Une conclusion hâtive?

De plus, Andrew Kohe et son co-auteur, l’historien spécialiste de l’Antiquité romaine Trevor Luke, suggèrent que Caligula connaissait précisément les remèdes à base d’hellébore parce qu’il souffrait lui-même d’épilepsie, de folie et d’insomnie, autant de maux que les anciens croyaient pouvoir être soulagés par cette plante. Pour le duo, l’anecdote de Suétone laisse d’ailleurs entendre qu’il avait également une idée du temps qu’il aurait fallu à l’hellébore pour guérir le sénateur et que sa référence à la saignée, présentée comme une plaisanterie cynique, pourrait avoir été mal comprise.
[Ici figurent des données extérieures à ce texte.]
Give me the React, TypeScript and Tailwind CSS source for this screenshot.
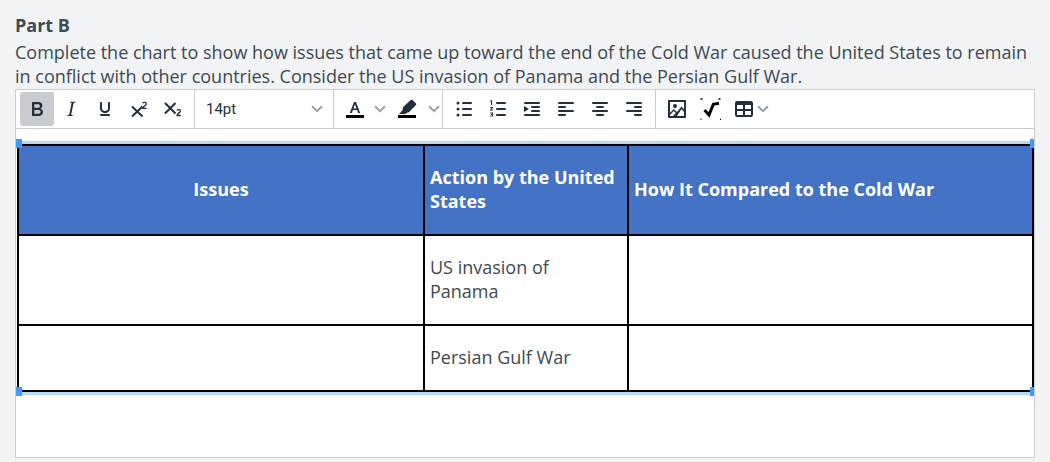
import {ReactNode} from 'react'

function Chevron() {
  return <svg width="12" height="8" viewBox="0 0 12 8" fill="none" stroke="#9aa0a6" strokeWidth="2" className="shrink-0">
    <path d="M1 1.200 6 6.200l5-5"/>
  </svg>
}

function Icon({children}: { children: ReactNode }) {
  return <svg width="24" height="24" viewBox="0 0 24 24" fill="#222f3e" className="shrink-0">{children}</svg>
}

function Cell({children}: { children: ReactNode }) {
  return <div className="flex w-[34px] shrink-0 justify-center">{children}</div>
}

function ListIcon({kind}: { kind: 'bullet' | 'number' }) {
  return <Icon>
    {kind === 'bullet' ? <>
      <circle cx="6" cy="6" r="1.500"/>
      <circle cx="6" cy="12" r="1.500"/>
      <circle cx="6" cy="18" r="1.500"/>
    </> : <>
      <path d="M5 3.300h1.100V8H5V4.400H4.100v-.7zM4 10h3v.9L5.300 12.800H7v.8H4v-.8l1.800-2H4zM4 15.400h3v4.200H4v-.8h2v-.9H4.800v-.8H6v-.9H4z"/>
    </>}
    <rect x="10" y="5" width="10" height="2" rx="1"/>
    <rect x="10" y="11" width="10" height="2" rx="1"/>
    <rect x="10" y="17" width="10" height="2" rx="1"/>
  </Icon>
}

function AlignIcon({lines}: { lines: [number, number][] }) {
  return <Icon>
    {lines.map(([x, w], i) => <rect key={i} x={x} y={5 + i * 4} width={w} height="2" rx="1"/>)}
  </Icon>
}

function Toolbar() {
  return <div className="flex h-[39px] items-stretch border-b border-[#ccc]">
    <div className="flex w-[179px] items-center border-r border-[#ccc] pl-1">
      <div className="flex h-[34px] w-[34px] items-center justify-center rounded-[3px] bg-[#c8cbcf]">
        <Icon><path d="M7.800 19c-.3 0-.5 0-.6-.2l-.2-.5V5.700c0-.2 0-.4.2-.5l.6-.2h5c1.500 0 2.700.3 3.500 1 .7.600 1.100 1.400 1.100 2.500a3 3 0 0 1-.6 1.900c-.4.600-1 1-1.600 1.200.4.100.9.300 1.300.600s.8.700 1 1.100c.3.500.4 1 .4 1.600 0 1.300-.4 2.300-1.300 3-.8.700-2.100 1-3.800 1H7.800zm5-8.300c.6 0 1.200-.1 1.600-.5.400-.3.600-.7.600-1.300 0-1.100-.8-1.700-2.300-1.700H9.300v3.500h3.500zm.5 6c.7 0 1.300-.1 1.700-.4.400-.4.600-.9.600-1.500s-.2-1-.7-1.400c-.4-.3-1-.4-2-.4H9.400v3.800h4z"/></Icon>
      </div>
      <Cell><Icon><path d="M16.700 4.700l-.1.900h-.3c-.6 0-1 0-1.400.3-.3.300-.4.600-.5 1.100l-2.100 9.800v.6c0 .5.400.8 1.400.8h.2l-.2.800H8l.2-.8h.2c1.100 0 1.800-.5 2-1.500l2-9.800.1-.5c0-.6-.4-.8-1.400-.8h-.3l.2-.9h5.800z"/></Icon></Cell>
      <Cell><Icon><path d="M16 5c.6 0 1 .4 1 1v5.500a4 4 0 0 1-.4 1.800l-1 1.400a5.300 5.300 0 0 1-5.500 1 5 5 0 0 1-1.600-1c-.5-.4-.8-.9-1.100-1.400a4 4 0 0 1-.4-1.800V6c0-.6.400-1 1-1s1 .4 1 1v5.500c0 .3 0 .6.200 1l.6.700a3.300 3.300 0 0 0 2.200.8 3.400 3.400 0 0 0 2.200-.8c.3-.2.500-.5.600-.8l.2-.9V6c0-.6.400-1 1-1zM8 17h8c.6 0 1 .4 1 1s-.4 1-1 1H8a1 1 0 0 1 0-2z"/></Icon></Cell>
      <Cell><Icon>
        <path d="M5 9.500 15.500 19.500M15.500 9.500 5 19.500" stroke="#222f3e" strokeWidth="2" fill="none"/>
        <path d="M15.800 6.300c.6-1.200 3.500-1.200 3.500.6 0 1.400-3.300 2.300-3.500 4.400h3.800" stroke="#222f3e" strokeWidth="1.300" fill="none"/>
      </Icon></Cell>
      <Cell><Icon>
        <path d="M4 6 14.500 16.500M14.500 6 4 16.500" stroke="#222f3e" strokeWidth="2" fill="none"/>
        <path d="M16 13.500c.6-1.200 3.500-1.200 3.500.6 0 1.400-3.300 2.300-3.500 4.400h3.800" stroke="#222f3e" strokeWidth="1.300" fill="none"/>
      </Icon></Cell>
    </div>

    <div className="flex w-[139px] items-center justify-between border-r border-[#ccc] pr-[10px] pl-[11px] font-['Roboto',sans-serif] text-[15px] text-[#222f3e]">
      <span>14pt</span>
      <Chevron/>
    </div>

    <div className="flex w-[109px] items-center border-r border-[#ccc] pl-[9px]">
      <Icon>
        <path fillRule="evenodd" d="M11 5h2l4.200 11h-2.100l-1-2.900H9.900l-1 2.900H6.800zm1 2.300-1.500 4.200h3z"/>
        <rect x="3" y="18" width="18" height="3" fill="#000"/>
      </Icon>
      <div className="ml-[7px]"><Chevron/></div>
      <div className="ml-[9px]">
        <Icon>
          <path d="M17.800 3.300 21 6.500c.4.400.4 1 0 1.400l-6.800 7c-.4.400-1.100.500-1.700.5l-1.500 1-1.200.9-1.200-.2L4 17l3.500-3.700.3-2c0-.6.200-1.200.6-1.600l7-6.400c.7-.6 1.700-.6 2.400 0z"/>
          <rect x="3" y="18" width="18" height="3" fill="#000"/>
        </Icon>
      </div>
      <div className="ml-[9px]"><Chevron/></div>
    </div>

    <div className="flex w-[213px] items-center gap-[10px] border-r border-[#ccc] pl-[9px]">
      <ListIcon kind="bullet"/>
      <ListIcon kind="number"/>
      <Icon>
        <rect x="4" y="5" width="16" height="2" rx="1"/>
        <rect x="11" y="9" width="9" height="2" rx="1"/>
        <rect x="11" y="13" width="9" height="2" rx="1"/>
        <rect x="4" y="17" width="16" height="2" rx="1"/>
        <path d="M4 9l5 3-5 3z"/>
      </Icon>
      <AlignIcon lines={[[4, 16], [4, 8], [4, 16], [4, 8]]}/>
      <AlignIcon lines={[[4, 16], [8, 8], [4, 16], [8, 8]]}/>
      <AlignIcon lines={[[4, 16], [12, 8], [4, 16], [12, 8]]}/>
    </div>

    <div className="flex items-center pl-[9px]">
      <Icon>
        <path d="M5 15.700l3.300-3.200c.3-.3.700-.3 1 0L12 15l4.100-5c.3-.4.800-.4 1 0l2 2.500V5H5v10.700zM5 18V19h3l2.800-2.900-2-2L5 17.900zm14-3l-2.500-3.100L12 19h7v-4zM4 3h16c.6 0 1 .4 1 1v16c0 .6-.4 1-1 1H4a1 1 0 0 1-1-1V4c0-.6.400-1 1-1zm6 8a2 2 0 1 1 0-4 2 2 0 0 1 0 4z"/>
      </Icon>
      <svg width="24" height="24" viewBox="0 0 24 24" fill="none" className="ml-[10px] shrink-0">
        <path d="M5.500 13l4.500 5 4.300-10.700 5.700-1" stroke="#000" strokeWidth="3"/>
        <path d="M1.500 2h2M19.500 2h2M1.500 22.300h1M21 22.300h1" stroke="#000" strokeWidth="1.300"/>
      </svg>
      <svg width="24" height="24" viewBox="0 0 24 24" fill="#222f3e" className="ml-[9px] shrink-0">
        <path d="M19 4a2 2 0 0 1 2 2v12a2 2 0 0 1-2 2H5a2 2 0 0 1-2-2V6c0-1.100.9-2 2-2h14zm0 10h-6v4h6v-4zm-8 0H5v4h6v-4zm8-6h-6v4h6V8zm-8 0H5v4h6V8z"/>
      </svg>
      <div className="ml-[1px]"><Chevron/></div>
    </div>
  </div>
}

export default function App() {
  return <div className="h-[462px] w-[1050px] overflow-hidden bg-[#f1f3f5] pl-[15px] font-['Open_Sans',sans-serif] text-[#3d4a52]">
    <h2 className="pt-[13px] text-[18px] leading-[24px] font-bold">Part B</h2>
    <p className="mt-[3px] w-[1020px] text-[18px] leading-[24px]">
      Complete the chart to show how issues that came up toward the end of the Cold War caused the United States to remain in conflict with other countries. Consider the US invasion of Panama and the Persian Gulf War.
    </p>
    <div className="mt-[1px] h-[369px] w-[1020px] border border-[#ccc] bg-white">
      <Toolbar/>
      <div className="pt-[12px]">
        <div className="relative">
          <div className="border-y-[3px] border-[#b5d8f3] pl-[1px]">
            <table className="w-[1017px] table-fixed border-collapse text-[18px] leading-[24px]">
              <colgroup>
                <col className="w-[406px]"/>
                <col className="w-[204px]"/>
                <col/>
              </colgroup>
              <tbody>
                <tr className="h-[90px] bg-[#4472c4] font-bold text-white">
                  <td className="border-2 border-black px-[5px] pb-[2px] text-center">Issues</td>
                  <td className="border-2 border-black pr-[5px] pb-[2px] pl-[5px]">Action by the United States</td>
                  <td className="border-2 border-black px-[5px] pb-[2px]">How It Compared to the Cold War</td>
                </tr>
                <tr className="h-[90px]">
                  <td className="border-2 border-black px-[5px]"></td>
                  <td className="border-2 border-black pr-[12px] pb-[2px] pl-[5px]">US invasion of Panama</td>
                  <td className="border-2 border-black px-[5px]"></td>
                </tr>
                <tr className="h-[66px]">
                  <td className="border-2 border-black px-[5px]"></td>
                  <td className="border-2 border-black px-[5px] pb-[2px]">Persian Gulf War</td>
                  <td className="border-2 border-black px-[5px]"></td>
                </tr>
              </tbody>
            </table>
          </div>
          <span className="absolute -top-[2px] left-0 h-[9px] w-[6px] bg-[#4099ff]"/>
          <span className="absolute -top-[2px] right-0 h-[9px] w-[4px] bg-[#4099ff]"/>
          <span className="absolute -bottom-[1px] left-0 h-[9px] w-[6px] bg-[#4099ff]"/>
          <span className="absolute -bottom-[1px] right-0 h-[9px] w-[4px] bg-[#4099ff]"/>
        </div>
      </div>
    </div>
  </div>
}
« Il est possible qu’il ait lu Celse, dont le traité médical De Medicina a été composé sous le règne de Tibère, le prédécesseur de Caligula, et prescrit la saignée comme alternative à l’hellébore dans le traitement de l’épilepsie. » Suétone pourrait ainsi s’être trompé. « Caligula n’a peut-être pas ordonné l’exécution de l’homme mais simplement prescrit un traitement alternatif qu’il avait lu ou qu’il connaissait par expérience », a déclaré Trevor Luke. « Caligula est considéré comme un fou, peut-être à juste titre, mais nous montrons qu’il connaissait très probablement l’hellébore et la pharmacologie en général ».